--- What this task involves ---
Go over the listing below line by line and tally those containing "React". Give only the tally.

--- Material provided ---
····················
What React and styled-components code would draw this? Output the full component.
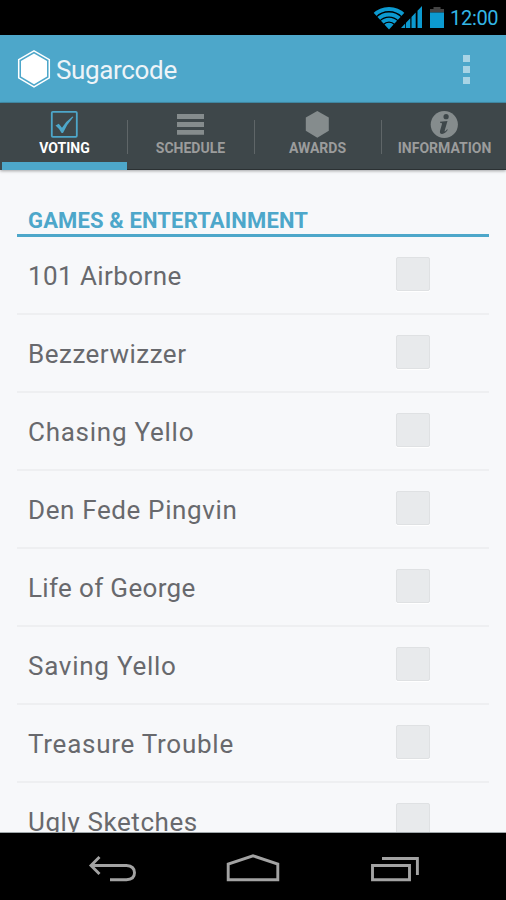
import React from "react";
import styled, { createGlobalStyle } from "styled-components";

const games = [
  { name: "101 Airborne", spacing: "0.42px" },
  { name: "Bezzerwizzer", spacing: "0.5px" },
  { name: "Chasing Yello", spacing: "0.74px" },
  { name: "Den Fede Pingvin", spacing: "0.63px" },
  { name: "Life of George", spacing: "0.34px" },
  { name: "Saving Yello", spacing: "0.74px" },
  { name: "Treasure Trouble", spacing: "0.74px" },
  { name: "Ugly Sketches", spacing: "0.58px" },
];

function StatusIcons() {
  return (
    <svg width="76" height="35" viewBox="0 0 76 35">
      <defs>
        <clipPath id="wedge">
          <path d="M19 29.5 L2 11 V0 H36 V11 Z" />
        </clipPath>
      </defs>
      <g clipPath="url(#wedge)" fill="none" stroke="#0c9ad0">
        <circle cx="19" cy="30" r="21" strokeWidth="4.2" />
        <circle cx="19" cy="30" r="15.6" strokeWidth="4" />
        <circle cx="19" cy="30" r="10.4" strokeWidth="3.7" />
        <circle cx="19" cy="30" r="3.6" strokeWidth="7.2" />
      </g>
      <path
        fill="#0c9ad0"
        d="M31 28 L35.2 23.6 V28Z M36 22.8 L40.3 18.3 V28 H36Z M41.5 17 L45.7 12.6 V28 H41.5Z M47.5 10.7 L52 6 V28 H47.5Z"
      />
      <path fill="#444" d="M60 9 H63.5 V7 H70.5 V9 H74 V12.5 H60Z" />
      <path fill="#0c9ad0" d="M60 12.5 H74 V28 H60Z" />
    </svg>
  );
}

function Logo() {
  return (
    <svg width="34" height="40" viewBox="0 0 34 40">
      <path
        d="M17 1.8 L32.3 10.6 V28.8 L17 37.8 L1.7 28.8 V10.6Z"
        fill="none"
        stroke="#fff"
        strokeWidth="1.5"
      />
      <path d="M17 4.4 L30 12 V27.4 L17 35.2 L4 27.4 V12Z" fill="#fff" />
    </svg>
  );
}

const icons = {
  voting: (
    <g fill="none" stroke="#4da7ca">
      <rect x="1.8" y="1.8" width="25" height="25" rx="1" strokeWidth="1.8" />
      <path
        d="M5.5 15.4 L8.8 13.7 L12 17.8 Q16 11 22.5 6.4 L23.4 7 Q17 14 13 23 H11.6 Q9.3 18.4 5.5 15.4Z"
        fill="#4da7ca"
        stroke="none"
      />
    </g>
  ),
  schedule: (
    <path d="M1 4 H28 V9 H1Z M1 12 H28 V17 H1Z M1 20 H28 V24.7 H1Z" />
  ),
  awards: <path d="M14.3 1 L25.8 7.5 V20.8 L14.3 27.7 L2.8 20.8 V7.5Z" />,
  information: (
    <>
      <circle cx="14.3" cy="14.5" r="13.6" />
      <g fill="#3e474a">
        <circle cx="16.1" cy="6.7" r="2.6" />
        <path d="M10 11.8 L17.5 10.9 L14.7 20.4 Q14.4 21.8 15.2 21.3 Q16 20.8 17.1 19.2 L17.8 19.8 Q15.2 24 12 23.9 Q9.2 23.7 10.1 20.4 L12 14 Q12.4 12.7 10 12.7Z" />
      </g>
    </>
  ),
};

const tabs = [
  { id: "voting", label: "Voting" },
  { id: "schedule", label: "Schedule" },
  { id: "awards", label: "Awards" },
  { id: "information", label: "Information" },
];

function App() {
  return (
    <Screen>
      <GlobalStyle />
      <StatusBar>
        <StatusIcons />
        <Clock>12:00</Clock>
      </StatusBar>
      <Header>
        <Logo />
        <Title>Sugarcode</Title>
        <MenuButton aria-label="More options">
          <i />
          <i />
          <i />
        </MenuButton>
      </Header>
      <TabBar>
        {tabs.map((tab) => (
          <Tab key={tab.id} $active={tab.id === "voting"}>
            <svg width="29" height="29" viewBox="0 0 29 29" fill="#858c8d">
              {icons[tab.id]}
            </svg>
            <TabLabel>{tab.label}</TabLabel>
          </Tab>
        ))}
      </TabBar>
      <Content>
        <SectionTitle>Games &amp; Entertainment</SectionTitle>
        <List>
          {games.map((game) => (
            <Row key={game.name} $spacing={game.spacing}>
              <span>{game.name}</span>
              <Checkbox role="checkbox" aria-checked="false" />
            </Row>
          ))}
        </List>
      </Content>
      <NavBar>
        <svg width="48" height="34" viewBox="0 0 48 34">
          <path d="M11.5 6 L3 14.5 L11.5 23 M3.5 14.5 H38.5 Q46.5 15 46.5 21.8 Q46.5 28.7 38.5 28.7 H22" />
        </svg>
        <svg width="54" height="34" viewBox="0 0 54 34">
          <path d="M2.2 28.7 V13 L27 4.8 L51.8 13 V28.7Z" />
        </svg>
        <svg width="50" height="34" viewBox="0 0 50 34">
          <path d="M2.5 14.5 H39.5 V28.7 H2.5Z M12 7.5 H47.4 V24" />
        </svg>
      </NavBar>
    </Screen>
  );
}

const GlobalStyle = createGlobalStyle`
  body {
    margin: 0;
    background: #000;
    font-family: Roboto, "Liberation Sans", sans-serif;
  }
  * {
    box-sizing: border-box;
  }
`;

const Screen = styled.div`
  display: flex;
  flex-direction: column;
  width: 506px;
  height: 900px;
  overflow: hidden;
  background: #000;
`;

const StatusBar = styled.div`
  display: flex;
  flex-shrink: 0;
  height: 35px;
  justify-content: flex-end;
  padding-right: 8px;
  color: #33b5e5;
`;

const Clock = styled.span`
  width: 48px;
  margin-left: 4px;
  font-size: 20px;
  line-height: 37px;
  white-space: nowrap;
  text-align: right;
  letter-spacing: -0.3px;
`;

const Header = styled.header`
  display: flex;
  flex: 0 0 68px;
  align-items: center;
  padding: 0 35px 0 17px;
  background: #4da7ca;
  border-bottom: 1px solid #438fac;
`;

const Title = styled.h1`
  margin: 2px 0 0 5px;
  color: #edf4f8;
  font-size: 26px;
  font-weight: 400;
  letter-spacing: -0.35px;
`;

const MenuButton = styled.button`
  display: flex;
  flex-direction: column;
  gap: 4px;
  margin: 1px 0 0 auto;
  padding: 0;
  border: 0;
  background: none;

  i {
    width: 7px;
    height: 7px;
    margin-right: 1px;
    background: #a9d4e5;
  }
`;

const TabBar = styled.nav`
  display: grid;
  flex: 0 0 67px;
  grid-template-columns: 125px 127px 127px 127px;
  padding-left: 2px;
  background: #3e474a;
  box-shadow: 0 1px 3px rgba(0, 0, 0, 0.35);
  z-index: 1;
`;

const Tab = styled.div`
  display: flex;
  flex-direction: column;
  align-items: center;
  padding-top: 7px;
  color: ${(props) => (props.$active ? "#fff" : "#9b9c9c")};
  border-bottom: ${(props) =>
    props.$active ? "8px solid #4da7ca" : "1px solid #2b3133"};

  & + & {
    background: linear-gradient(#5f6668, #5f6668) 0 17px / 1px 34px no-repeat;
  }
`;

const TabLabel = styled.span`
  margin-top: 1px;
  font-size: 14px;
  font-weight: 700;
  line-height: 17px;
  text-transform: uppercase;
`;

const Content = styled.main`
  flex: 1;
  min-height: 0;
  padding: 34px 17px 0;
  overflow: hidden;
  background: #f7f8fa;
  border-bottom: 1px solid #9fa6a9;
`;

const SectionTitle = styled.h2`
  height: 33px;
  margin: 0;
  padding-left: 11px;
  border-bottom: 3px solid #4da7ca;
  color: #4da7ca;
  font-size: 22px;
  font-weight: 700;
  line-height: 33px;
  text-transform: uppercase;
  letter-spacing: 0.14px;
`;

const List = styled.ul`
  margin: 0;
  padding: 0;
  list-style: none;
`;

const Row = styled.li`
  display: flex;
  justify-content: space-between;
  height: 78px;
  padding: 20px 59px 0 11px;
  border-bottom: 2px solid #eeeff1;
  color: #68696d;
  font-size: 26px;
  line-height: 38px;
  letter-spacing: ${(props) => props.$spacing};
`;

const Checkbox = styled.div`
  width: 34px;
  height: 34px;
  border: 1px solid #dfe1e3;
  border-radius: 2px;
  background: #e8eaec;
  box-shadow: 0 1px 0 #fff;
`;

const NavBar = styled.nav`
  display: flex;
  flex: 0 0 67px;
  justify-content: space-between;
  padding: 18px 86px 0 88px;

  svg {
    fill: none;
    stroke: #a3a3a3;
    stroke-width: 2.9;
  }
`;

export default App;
····················
--- Finished exercise ---
2